NSW government under scrutiny for strip searches, 'war on drugs'

December 17, 2020
Issue 
NSW Police with a drug dog at Newtown Station on December 10. Photo: Sniff Off / Facebook

The campaign for justice and compensation for the victims of the fake “war on drugs” is growing.

Greens MLC Cate Faehrmann will introduce a bill to legalise cannabis and regulate it like alcohol or tobacco so that “users are able to buy it from a store instead of the black market”. 

Greens MLC David Shoebridge, who has been campaigning for the New South Wales government to end its drug dog program and strip searches, introduced an amendment to Law Enforcement (Powers and Responsibilities) Act 2002 on November 11 to: end routine strip searching of women prisoners; prohibit strip searches of children under 16 years old; and only permit strip searches of children aged 16 and 17 years in exceptional circumstances.

The Law Enforcement Conduct Commission (LECC) released its report into police strip search practices on December 15, and made 25 recommendations.

It questioned the legality of forcing people to squat or move their genitals during a strip-search, said officers need to be retrained to ensure a “lawful strip search” and said there needs to be better record keeping on the number of searches being conducted.

Meanwhile, Redfern Legal Centre and Slater and Gordon is exploring a class action of victims of strip searches.

In the early 2000s, NSW became the first state to introduce drug detection dogs for policing. Then-Labor Premier Bob Carr enacted the Police powers (Drug Detection Dogs) Act 2001, which authorised their use. Unfortunately for the authorities, the dogs failed in their task.

The 2006 NSW Ombudsman’s review of the Police Powers Act found that no drugs had been located in “almost three-quarters of searches following indications”. This figure raised questions about the “accuracy of drug detection dogs”. 

Yet, successive Labor and Coalition governments were not deterred by such facts and allowed the practice to continue.

Paul Gregoire reported last year that Shoebridge and the campaign group Sniff Off had collected evidence to show that between 2013 and early 2020, NSW Police had conducted almost 2 million searches, including strip searches.

Sniffer dogs led to the deadly practice known as “pre-loading” — ingesting drugs quickly as sniffer dogs are spotted. Police often strip search the person the dog identifies.

There has been a dramatic rise in the number of police strip searches over the past 20 years.

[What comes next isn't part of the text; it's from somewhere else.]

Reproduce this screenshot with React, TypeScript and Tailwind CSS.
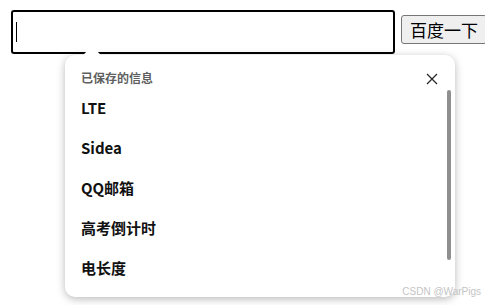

The 2019 report Rethinking Strip Searches by NSW Police, by University of NSW Law academics Dr Michael Grewcock and Dr Vicki Sentas, found that in 2017–18, 5483 strip searches were conducted on the streets and a further 9381 inside police stations.

Figures of strip searches in prisons (both of those incarcerated and their visitors) are not available.

NSW Police have also conducted strip searches on 96 children as young as 11 years old, according to the Redfern Legal Centre.

The police also target the Aboriginal and Torres Strait Islander community. Government data obtained by the Redfern Legal Centre under freedom of information laws revealed that 13% of children strip searched in 2018–19 were of ATSI background. It said that figure rose to 20% over 2019–20.

NSW is subjected to high rates of sniffer dog intimidation and strip searches ostensibly because of a rise in crime.

However, the NSW Bureau of Crime Statistics and Research reports the opposite. “Over the past 10 years the incidence of break and enter, motor vehicle theft, robbery and serious non-domestic assault have fallen considerably in NSW,” it noted last year.

Under growing pressure from complainants, last September NSW Police released a Person Search Manual — a guide to conducting strip searches. It gave police the right to “instruct people to squat, lift their testicles or breasts, or part their buttock cheeks”.

It is easy to see how strip searching is now widely accepted as being a form of sexual assault. Even Michael Adams, a former commissioner of the NSW police watchdog, LECC, has publicly expressed concern about whether these guidelines are lawful.

Prime Minister Scott Morrison made it clear in October that he found it “unacceptable” that 13 Australian women had been strip searched at the Qatar airport. He said his government would “continue to take a very strident approach” in seeking answers and ensuring it would never be repeated.

He was talking about strip searches in Qatar, of course. The widespread practice of strip searching here should also stir Morrison into action.

In addition, police “hush money” means that the NSW government is spending millions on settling lawsuits from people who have taken NSW Police to court for misconduct and brutality. According to Sniff Off, NSW Police spent $113.5 million on settlements over the past 4 years.

This money could be better spent on harm reduction programs, such as pill testing and drug rehabilitation centres and the expansion of public healthcare and drug research.

[Rachel Evans is a strip search survivor. This article was updated on February 11.]